The verbatim line — "I think the president made it clear to us that we should use this memorandum to replenish the world's oil reserves and then see who will take control of the situation" — is short, and short remarks leave a lot of room for interpretation. The memo itself has not been published in the form Vance described. No wire has yet confirmed its text, its interagency signatories, or whether it amends the 1975 Energy Policy and Conservation Act that authorises the SPR in the first place. The Vance clip is, at this moment, the only public artefact, and the framing it offers is one of substitution: rather than the United States setting the price, the United States watches the price set itself and then adjudicates who gets what.

That is a different doctrine from the one Washington has run for the last fifty years. The 1973–74 architecture assumed the US government would be the swing producer of last resort — a position it exercised through the SPR's creation in 1975 and through coordinated releases with the International Energy Agency after 1979. Vance's description, by contrast, leans on a much older instinct: the world's oil trades in dollars because Washington says it must, and Washington can therefore decide who is allowed to refill at the official window and who has to clear the market at the spot price. The instrument is the same; the operating logic has rotated 90 degrees.

The structural frame, without the jargon

What is happening, stripped to its bones, is a quiet privatisation of the American energy reflex. For decades, the United States has used oil as a public good — a stockpile against hurricanes, wars, and OPEC embargoes, managed by civil servants under congressional oversight. The Vance framing converts that public good into a discretionary tool that the executive can point at any country on any given Tuesday. The political scientist in the room would call this a shift from rules-based governance to relational governance. The oil trader in the room would call it a margin. The foreign minister in the room would call it, depending on which country they serve, either a gift or a threat.

This is also where the dollar's plumbing meets the SPR. Roughly four-fifths of global crude is invoiced in US dollars. That share has held remarkably steady even as Washington's relations with its largest customers have frayed, because the alternative — denominating in euros, yuan, or a basket — is operationally expensive for sellers and buyers alike. The SPR's strategic value is not the crude in the caverns; it is the credibility of the line "we will release, and the market will listen." If the release is repurposed from stabilisation into selection — from "we lower the price for everyone" into "we refill for our friends" — the credibility line gets thinner, and every other producer in OPEC+ gets a reason to start hedging in something other than dollars. The Russian, Saudi, and Chinese negotiators already have the working papers. They have been waiting for an opening of exactly this kind.

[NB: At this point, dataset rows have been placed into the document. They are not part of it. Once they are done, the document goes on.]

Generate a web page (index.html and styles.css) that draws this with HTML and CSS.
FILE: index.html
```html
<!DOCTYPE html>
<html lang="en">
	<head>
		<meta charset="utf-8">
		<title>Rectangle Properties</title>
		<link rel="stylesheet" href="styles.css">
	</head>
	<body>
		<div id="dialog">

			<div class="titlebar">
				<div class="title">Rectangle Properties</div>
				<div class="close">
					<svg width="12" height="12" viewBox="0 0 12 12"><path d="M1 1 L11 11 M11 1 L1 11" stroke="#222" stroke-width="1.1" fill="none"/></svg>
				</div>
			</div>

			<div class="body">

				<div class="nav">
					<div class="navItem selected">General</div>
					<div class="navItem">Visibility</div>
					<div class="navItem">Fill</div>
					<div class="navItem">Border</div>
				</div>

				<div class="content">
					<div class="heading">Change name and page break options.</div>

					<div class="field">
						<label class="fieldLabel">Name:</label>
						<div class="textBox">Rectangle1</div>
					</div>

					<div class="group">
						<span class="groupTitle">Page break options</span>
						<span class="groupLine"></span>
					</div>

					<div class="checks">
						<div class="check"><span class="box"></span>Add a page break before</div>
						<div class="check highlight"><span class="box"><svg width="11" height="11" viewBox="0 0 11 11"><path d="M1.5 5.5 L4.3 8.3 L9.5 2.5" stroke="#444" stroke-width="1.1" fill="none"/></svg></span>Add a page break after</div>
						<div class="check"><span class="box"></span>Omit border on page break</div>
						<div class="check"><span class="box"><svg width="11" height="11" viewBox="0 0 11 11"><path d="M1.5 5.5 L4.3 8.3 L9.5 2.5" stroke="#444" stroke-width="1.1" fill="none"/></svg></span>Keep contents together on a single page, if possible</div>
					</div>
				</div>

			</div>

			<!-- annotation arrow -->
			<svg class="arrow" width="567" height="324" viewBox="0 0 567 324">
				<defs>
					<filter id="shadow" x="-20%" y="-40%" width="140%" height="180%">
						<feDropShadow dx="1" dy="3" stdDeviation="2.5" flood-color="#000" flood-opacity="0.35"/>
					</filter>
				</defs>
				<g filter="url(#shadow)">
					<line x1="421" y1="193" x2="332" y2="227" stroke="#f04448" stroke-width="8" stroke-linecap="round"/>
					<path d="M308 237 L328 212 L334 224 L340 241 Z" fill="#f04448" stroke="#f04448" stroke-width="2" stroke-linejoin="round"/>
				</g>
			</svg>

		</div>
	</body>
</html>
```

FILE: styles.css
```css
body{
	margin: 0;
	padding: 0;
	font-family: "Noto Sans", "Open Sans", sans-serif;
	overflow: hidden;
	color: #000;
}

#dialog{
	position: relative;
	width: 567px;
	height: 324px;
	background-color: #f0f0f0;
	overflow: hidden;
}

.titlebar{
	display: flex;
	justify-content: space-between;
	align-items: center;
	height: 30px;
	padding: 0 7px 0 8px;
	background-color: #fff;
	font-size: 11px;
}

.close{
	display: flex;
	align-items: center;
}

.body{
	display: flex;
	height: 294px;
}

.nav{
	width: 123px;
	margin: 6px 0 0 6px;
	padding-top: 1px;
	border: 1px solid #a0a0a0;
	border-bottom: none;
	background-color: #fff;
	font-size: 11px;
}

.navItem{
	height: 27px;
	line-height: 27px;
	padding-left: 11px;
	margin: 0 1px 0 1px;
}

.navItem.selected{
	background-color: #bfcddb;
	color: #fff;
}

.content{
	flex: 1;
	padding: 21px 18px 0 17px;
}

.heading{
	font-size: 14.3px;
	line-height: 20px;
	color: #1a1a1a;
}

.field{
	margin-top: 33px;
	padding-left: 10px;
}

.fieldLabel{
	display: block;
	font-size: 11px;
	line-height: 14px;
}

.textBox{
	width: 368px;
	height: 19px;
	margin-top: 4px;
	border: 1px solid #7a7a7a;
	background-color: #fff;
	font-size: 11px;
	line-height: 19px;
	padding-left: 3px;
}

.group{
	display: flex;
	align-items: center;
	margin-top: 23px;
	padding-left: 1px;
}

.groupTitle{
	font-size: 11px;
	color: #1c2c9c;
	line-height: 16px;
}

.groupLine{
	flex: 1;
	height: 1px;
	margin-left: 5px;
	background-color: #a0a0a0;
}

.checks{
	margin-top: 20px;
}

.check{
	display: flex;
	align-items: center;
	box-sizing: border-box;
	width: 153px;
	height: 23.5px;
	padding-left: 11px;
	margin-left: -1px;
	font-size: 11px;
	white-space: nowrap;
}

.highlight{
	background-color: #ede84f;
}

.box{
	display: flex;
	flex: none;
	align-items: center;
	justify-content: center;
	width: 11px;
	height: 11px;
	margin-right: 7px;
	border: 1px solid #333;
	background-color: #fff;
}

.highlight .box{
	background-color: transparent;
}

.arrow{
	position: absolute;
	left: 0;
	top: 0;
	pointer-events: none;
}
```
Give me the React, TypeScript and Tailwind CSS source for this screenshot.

The counter-read, and why it does not hold

The charitable read of Vance's remark is that he was speaking loosely at a podium and the memo, once published, will turn out to be a routine refill authorisation with a few supply-chain tweaks. There is precedent for that: the Biden administration's 2022 release was sold as a political gesture and delivered, in operational terms, as a fairly conventional drawdown. Officials who want to lower the temperature around the Vance clip will lean on this read. They will argue that the language of "control" is campaign-trail rhetoric and the language of "replenish" is the actual policy.

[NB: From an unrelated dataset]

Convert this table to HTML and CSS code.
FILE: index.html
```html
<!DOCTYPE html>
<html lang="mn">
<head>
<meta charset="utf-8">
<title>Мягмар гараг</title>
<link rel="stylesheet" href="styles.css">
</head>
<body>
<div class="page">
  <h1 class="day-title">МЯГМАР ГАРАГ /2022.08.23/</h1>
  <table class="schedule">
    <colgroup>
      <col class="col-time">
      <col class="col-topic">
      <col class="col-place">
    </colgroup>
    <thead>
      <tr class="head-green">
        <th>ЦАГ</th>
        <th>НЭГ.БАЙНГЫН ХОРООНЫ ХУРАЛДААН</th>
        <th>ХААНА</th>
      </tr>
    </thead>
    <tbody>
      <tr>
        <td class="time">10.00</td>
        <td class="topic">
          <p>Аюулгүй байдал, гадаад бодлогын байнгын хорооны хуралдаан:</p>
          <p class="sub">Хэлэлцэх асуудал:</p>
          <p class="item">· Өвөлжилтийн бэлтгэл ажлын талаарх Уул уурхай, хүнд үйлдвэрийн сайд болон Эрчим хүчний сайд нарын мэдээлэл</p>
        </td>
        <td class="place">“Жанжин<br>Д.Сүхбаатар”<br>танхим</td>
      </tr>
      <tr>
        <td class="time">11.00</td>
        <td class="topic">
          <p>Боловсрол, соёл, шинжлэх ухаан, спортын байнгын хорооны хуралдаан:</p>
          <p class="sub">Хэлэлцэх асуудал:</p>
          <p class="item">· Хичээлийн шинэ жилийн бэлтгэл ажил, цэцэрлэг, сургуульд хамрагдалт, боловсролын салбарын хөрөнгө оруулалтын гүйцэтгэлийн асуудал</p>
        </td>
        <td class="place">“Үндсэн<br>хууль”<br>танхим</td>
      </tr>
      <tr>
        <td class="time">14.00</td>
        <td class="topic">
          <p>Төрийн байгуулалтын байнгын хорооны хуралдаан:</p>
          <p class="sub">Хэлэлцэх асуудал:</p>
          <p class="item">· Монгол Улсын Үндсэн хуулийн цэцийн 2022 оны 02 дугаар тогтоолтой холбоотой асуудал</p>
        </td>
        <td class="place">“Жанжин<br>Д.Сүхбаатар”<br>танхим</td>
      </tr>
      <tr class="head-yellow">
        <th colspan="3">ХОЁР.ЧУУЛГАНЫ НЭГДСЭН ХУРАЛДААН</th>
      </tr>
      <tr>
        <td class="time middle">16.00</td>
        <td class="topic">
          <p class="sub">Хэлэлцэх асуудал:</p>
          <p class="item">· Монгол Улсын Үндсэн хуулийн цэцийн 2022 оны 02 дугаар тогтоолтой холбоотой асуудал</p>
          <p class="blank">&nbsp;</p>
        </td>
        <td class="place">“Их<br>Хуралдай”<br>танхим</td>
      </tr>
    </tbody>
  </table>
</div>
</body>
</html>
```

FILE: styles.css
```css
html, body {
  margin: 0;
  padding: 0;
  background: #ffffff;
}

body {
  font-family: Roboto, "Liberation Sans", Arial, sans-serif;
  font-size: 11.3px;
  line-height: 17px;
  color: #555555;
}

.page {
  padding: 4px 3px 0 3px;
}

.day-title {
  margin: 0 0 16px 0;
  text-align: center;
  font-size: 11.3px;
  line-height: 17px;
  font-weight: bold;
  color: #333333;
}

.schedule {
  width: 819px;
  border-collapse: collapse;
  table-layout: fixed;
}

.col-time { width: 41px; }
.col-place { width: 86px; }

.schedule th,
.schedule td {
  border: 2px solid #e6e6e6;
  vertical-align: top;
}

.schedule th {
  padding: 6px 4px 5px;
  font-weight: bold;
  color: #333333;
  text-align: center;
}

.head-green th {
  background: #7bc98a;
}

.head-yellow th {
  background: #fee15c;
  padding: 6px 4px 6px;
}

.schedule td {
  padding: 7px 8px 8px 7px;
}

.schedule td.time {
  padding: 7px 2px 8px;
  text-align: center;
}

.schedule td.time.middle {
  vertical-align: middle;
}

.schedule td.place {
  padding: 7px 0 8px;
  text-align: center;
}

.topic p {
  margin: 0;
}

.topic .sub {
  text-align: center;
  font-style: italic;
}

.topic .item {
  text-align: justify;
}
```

That read is defensible in isolation. It is harder to defend against the pattern. Over the past eighteen months, the executive has leaned progressively harder on energy instruments — sanctions waivers, LNG licensing, tanker-tracking directives, now the SPR — as substitutable tools of statecraft. Each one individually is defensible. Collectively, they point at a doctrine in which the United States treats energy markets as a single adjustable lever, with foreign-policy outcomes at one end and domestic gasoline prices at the other. That doctrine is not new; what is new is the openness with which it is being talked about, in front of cameras, on the record.

What it means in concrete terms

If the Vance framing becomes policy rather than rhetoric, three things follow within the next twelve to eighteen months. First, refiners in countries that have refused to align with US sanctions — most prominently in Asia — will face a higher cost of physical crude and a harder time booking Atlantic-basin cargoes. The price difference will be small at first, perhaps a few dollars per barrel, but compounding. Second, producers from Caracas to Riyadh will be forced to choose between selling into the dollar system at a discount or investing in the rails — clearing, settlement, insurance — for trading outside it. Several are already running the second playbook in parallel. Third, US consumers will see the SPR stop acting as a brake on retail gasoline prices during the next hurricane season, because the barrels will be reserved for diplomacy rather than for storms.

What we do not yet know

The memo's text is the load-bearing fact this analysis cannot find, because the memo has not been published. The clip posted by @sprinterpress on 1 July 2026 is the only public artefact at the time of writing. Whether the document Vance described matches his spoken gloss, who signed it, and what statutory authority it invokes are questions the wire services have not yet resolved. Until those questions are answered, the prudent position is that Vance has signalled an intent, not yet delivered a policy — but the signalling itself is now part of the record, and the markets, like the ministries, are already reading it.


This publication has framed the Vance memorandum as a structural question about energy governance rather than a one-day news item; the wire so far has treated it as the latter, which is why the only verifiable primary source at this hour is the video clip itself.